Marketers have a serious problem when it comes to which social media metrics to track. There is an abundance of metrics to track and report on, and marketers often choose the wrong ones.
And by wrong, I mean they choose what we like to call “vanity metrics.” These are the low-hanging fruit metrics (likes, comments, shares). I’m not saying you shouldn’t report on those, because it’s important to track the growth of your channels and which content gets shared the most. But, likes on a post, when standing alone, don’t directly correlate to improving/growing a business. The value of these vanity metrics is elevated when combined with meatier metrics (traffic to websites from social channels, new subscribers, downloads, purchases, leads, etc.).
I’d like to borrow a quote from the crazy smart Jay Baer to underscore the importance of choosing the right social media metrics to track for your business:
“The goal is not to be good at social media. The goal is to be good at business because of social media.”
I can already anticipate your questions – “If you’re telling me to go beyond measuring likes, comments and shares, then what the heck else should I measure?”
You’re not going to like the answer, but the answer is, it depends. It depends on your industry, business and ultimately what you’re trying to achieve through social media.
Here’s an example of how the Identity social media team measures success through online efforts with one of our clients:
Direct sales through social channels isn’t one of our main goals. We do generate product sales as a result of the relationships we build with bloggers/influencers online, but we realized early on it was going to be very difficult to tie direct sales to our social efforts (particularly because we don’t have access to analytics for product pages on the company’s headquarter’s website). So, we had to come up with different metrics to track and report on that would show success through our efforts.
- Positioning Twitter (the main social channel we use to share blog content) as one of the top 3 referral sources that drives traffic to the blog each month.

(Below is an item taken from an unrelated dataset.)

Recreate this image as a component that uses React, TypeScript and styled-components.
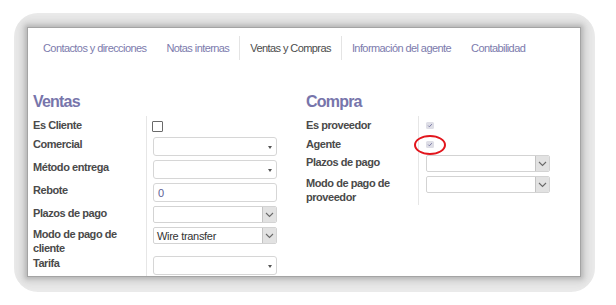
import React from 'react';
import styled, {createGlobalStyle} from "styled-components";

// Global
const GlobalStyle = createGlobalStyle`
  body {
    margin: 0;
    background: #ffffff;
    font-family: "Liberation Sans", Arial, sans-serif;
  }
`

type RowProps = {
    h: number
}

const Caret = () => (
    <StyledCaret/>
)

const Chevron = () => (
    <StyledChevronBox>
        <svg width="9" height="6" viewBox="0 0 9 6" fill="none" xmlns="http://www.w3.org/2000/svg">
            <polyline points="1,1 4.5,4.5 8,1" stroke="#6a6a6a" strokeWidth="1.1" fill="none"/>
        </svg>
    </StyledChevronBox>
)

const SmallCheck = () => (
    <StyledSmallCheck>
        <svg width="8" height="7" viewBox="0 0 8 7" fill="none" xmlns="http://www.w3.org/2000/svg">
            <polyline points="2.2,3.6 3.4,4.8 5.8,2.2" stroke="#7a7aa6" strokeWidth="1" fill="none"/>
        </svg>
    </StyledSmallCheck>
)

// FC
const App: React.FC = () => {
    return (
        <>
            <GlobalStyle/>
            <StyledPage>
                <StyledFrame>
                    <StyledPanel>
                        <StyledTabs>
                            <StyledTab>Contactos y direcciones</StyledTab>
                            <StyledTab>Notas internas</StyledTab>
                            <StyledTab active>Ventas y Compras</StyledTab>
                            <StyledTab>Información del agente</StyledTab>
                            <StyledTab>Contabilidad</StyledTab>
                        </StyledTabs>

                        <StyledBody>
                            {/* Ventas */}
                            <StyledGroup>
                                <StyledHeading>Ventas</StyledHeading>
                                <StyledRow h={19}>
                                    <StyledLabel labelWidth={113}>Es Cliente</StyledLabel>
                                    <StyledField fieldPad={6}>
                                        <StyledCheckbox/>
                                    </StyledField>
                                </StyledRow>
                                <StyledRow h={23}>
                                    <StyledLabel labelWidth={113}>Comercial</StyledLabel>
                                    <StyledField fieldPad={6}>
                                        <StyledSelect h={19}><span/><Caret/></StyledSelect>
                                    </StyledField>
                                </StyledRow>
                                <StyledRow h={23}>
                                    <StyledLabel labelWidth={113}>Método entrega</StyledLabel>
                                    <StyledField fieldPad={6}>
                                        <StyledSelect h={19}><span/><Caret/></StyledSelect>
                                    </StyledField>
                                </StyledRow>
                                <StyledRow h={23}>
                                    <StyledLabel labelWidth={113}>Rebote</StyledLabel>
                                    <StyledField fieldPad={6}>
                                        <StyledInput h={19}>0</StyledInput>
                                    </StyledField>
                                </StyledRow>
                                <StyledRow h={21}>
                                    <StyledLabel labelWidth={113}>Plazos de pago</StyledLabel>
                                    <StyledField fieldPad={6}>
                                        <StyledNativeSelect h={17}><span/><Chevron/></StyledNativeSelect>
                                    </StyledField>
                                </StyledRow>
                                <StyledRow h={29}>
                                    <StyledLabel labelWidth={113}>Modo de pago de cliente</StyledLabel>
                                    <StyledField fieldPad={6}>
                                        <StyledNativeSelect h={17}>
                                            <StyledValue>Wire transfer</StyledValue>
                                            <Chevron/>
                                        </StyledNativeSelect>
                                    </StyledField>
                                </StyledRow>
                                <StyledRow h={23}>
                                    <StyledLabel labelWidth={113}>Tarifa</StyledLabel>
                                    <StyledField fieldPad={6}>
                                        <StyledSelect h={19}><span/><Caret/></StyledSelect>
                                    </StyledField>
                                </StyledRow>
                            </StyledGroup>

                            {/* Compra */}
                            <StyledGroup>
                                <StyledHeading>Compra</StyledHeading>
                                <StyledRow h={19}>
                                    <StyledLabel labelWidth={112}>Es proveedor</StyledLabel>
                                    <StyledField fieldPad={7}>
                                        <StyledMarked>
                                            <SmallCheck/>
                                        </StyledMarked>
                                    </StyledField>
                                </StyledRow>
                                <StyledRow h={18}>
                                    <StyledLabel labelWidth={112}>Agente</StyledLabel>
                                    <StyledField fieldPad={7}>
                                        <StyledMarked>
                                            <SmallCheck/>
                                            <StyledRedCircle/>
                                        </StyledMarked>
                                    </StyledField>
                                </StyledRow>
                                <StyledRow h={21}>
                                    <StyledLabel labelWidth={112}>Plazos de pago</StyledLabel>
                                    <StyledField fieldPad={7}>
                                        <StyledNativeSelect h={17}><span/><Chevron/></StyledNativeSelect>
                                    </StyledField>
                                </StyledRow>
                                <StyledRow h={31}>
                                    <StyledLabel labelWidth={112}>Modo de pago de proveedor</StyledLabel>
                                    <StyledField fieldPad={7}>
                                        <StyledNativeSelect h={17}><span/><Chevron/></StyledNativeSelect>
                                    </StyledField>
                                </StyledRow>
                            </StyledGroup>
                        </StyledBody>
                    </StyledPanel>
                </StyledFrame>
            </StyledPage>
        </>
    );
};

export default App;

// Style
// Frame
const StyledPage = styled.div`
  padding: 13px 0 0 14px;
`
const StyledFrame = styled.div`
  box-sizing: border-box;
  width: 581px;
  height: 279px;
  padding: 15px 15px 15px 14px;
  border-radius: 24px;
  background: #ececec;
  overflow: hidden;
`
const StyledPanel = styled.div`
  height: 248px;
  background: #ffffff;
  overflow: hidden;
  box-shadow: 0 0 0 1px #a4a4a4, 0 0 4px 3px #b8b8b8, 0 0 10px 7px #d2d2d2;
`
// Tabs
const StyledTabs = styled.div`
  display: flex;
  padding: 8px 0 0 5px;
`
const StyledTab = styled.div<{ active?: boolean }>`
  display: flex;
  align-items: center;
  height: 24px;
  padding: 0 10px;
  font-size: 11px;
  letter-spacing: -0.58px;
  white-space: nowrap;
  color: ${props => props.active ? '#4c4c4c' : '#7c7bad'};
  border-left: ${props => props.active ? '1px solid #e4e4e4' : 'none'};
  border-right: ${props => props.active ? '1px solid #e4e4e4' : 'none'};
`
// Groups
const StyledBody = styled.div`
  display: grid;
  grid-template-columns: 273px 273px;
  padding: 32px 0 0 5px;
`
const StyledGroup = styled.div`
  display: flex;
  flex-direction: column;
`
const StyledHeading = styled.h2`
  margin: 0 0 4px;
  font-size: 16px;
  line-height: 20px;
  font-weight: 700;
  letter-spacing: -0.8px;
  color: #7775ab;
`
const StyledRow = styled.div<RowProps>`
  display: flex;
  height: ${props => props.h}px;
`
const StyledLabel = styled.div<{ labelWidth: number }>`
  box-sizing: border-box;
  width: ${props => props.labelWidth}px;
  padding-top: 2px;
  font-size: 11px;
  line-height: 14px;
  font-weight: 700;
  letter-spacing: -0.45px;
  color: #4a4a4a;
`
const StyledField = styled.div<{ fieldPad: number }>`
  padding: 2px 0 0 ${props => props.fieldPad}px;
  border-left: 1px solid #e6e6e6;
`
// Controls
const StyledCheckbox = styled.div`
  box-sizing: border-box;
  width: 11px;
  height: 11px;
  margin: 3px 0 0 -1px;
  border: 1px solid #6a6a6a;
  border-radius: 1px;
  background: #ffffff;
`
const StyledSmallCheck = styled.div`
  display: flex;
  width: 8px;
  height: 7px;
  border-radius: 1.5px;
  background: #dedee6;
`
const StyledMarked = styled.div`
  position: relative;
  width: 8px;
  margin-top: 4px;
`
const StyledRedCircle = styled.div`
  position: absolute;
  left: -12px;
  top: -6px;
  width: 28px;
  height: 16px;
  border: 2px solid #e2161d;
  border-radius: 50%;
`
const StyledSelect = styled.div<RowProps>`
  box-sizing: border-box;
  display: flex;
  align-items: center;
  justify-content: space-between;
  width: 124px;
  height: ${props => props.h}px;
  padding: 0 4px 0 4px;
  border: 1px solid #d6d6d6;
  border-radius: 3px;
  background: #ffffff;
`
const StyledCaret = styled.span`
  width: 0;
  height: 0;
  margin-top: 1px;
  border-left: 2px solid transparent;
  border-right: 2px solid transparent;
  border-top: 3px solid #555555;
`
const StyledInput = styled.div<RowProps>`
  box-sizing: border-box;
  display: flex;
  align-items: center;
  width: 124px;
  height: ${props => props.h}px;
  padding: 0 4px;
  border: 1px solid #d6d6d6;
  border-radius: 3px;
  font-size: 11px;
  color: #5d5d94;
`
const StyledNativeSelect = styled.div<RowProps>`
  box-sizing: border-box;
  display: flex;
  align-items: stretch;
  justify-content: space-between;
  width: 124px;
  height: ${props => props.h}px;
  border: 1px solid #d3d3d3;
  border-radius: 2px;
  background: #ffffff;
  overflow: hidden;
`
const StyledValue = styled.span`
  display: flex;
  align-items: center;
  padding-left: 3px;
  font-size: 11px;
  letter-spacing: -0.3px;
  color: #333333;
`
const StyledChevronBox = styled.span`
  display: flex;
  align-items: center;
  justify-content: center;
  width: 13px;
  background: #e2e2e2;
  border-left: 1px solid #c4c4c4;
`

- Having a minimum of 50% of overall monthly visits come from the states we are targeting.
- Drive traffic from our blog to relevant company websites, including the headquarters website (we track the clicks on outbound links through the Events section in Google Analytics).
- Referral traffic coming to the blog from guest contributors (we created a badge contributors can post on their websites/blogs that links back to our site).
If you’re fortunate enough to have the budget to use a social media monitoring and measurement tool, you know those platforms provide a ton of data. The goal is not to whip out reports filled with a hundred charts simply because the tool provides that much data. Rather, you need to figure out which social media metrics to track, then build out your measurement dashboard.
We’re doing this right now with a national brand that is using an enterprise measurement tool. We are helping the client set the goals, create specific KPIs to go under those goals and build dashboards to show how each team member’s efforts are producing success (or, which areas they are falling short on, and how they can improve).
Hopefully after reading this post, it has sunk in that measuring social efforts means nada if you haven’t figured out the best social media metrics to track for your business. This step requires extra effort – no doubt. But it’s absolutely worth it!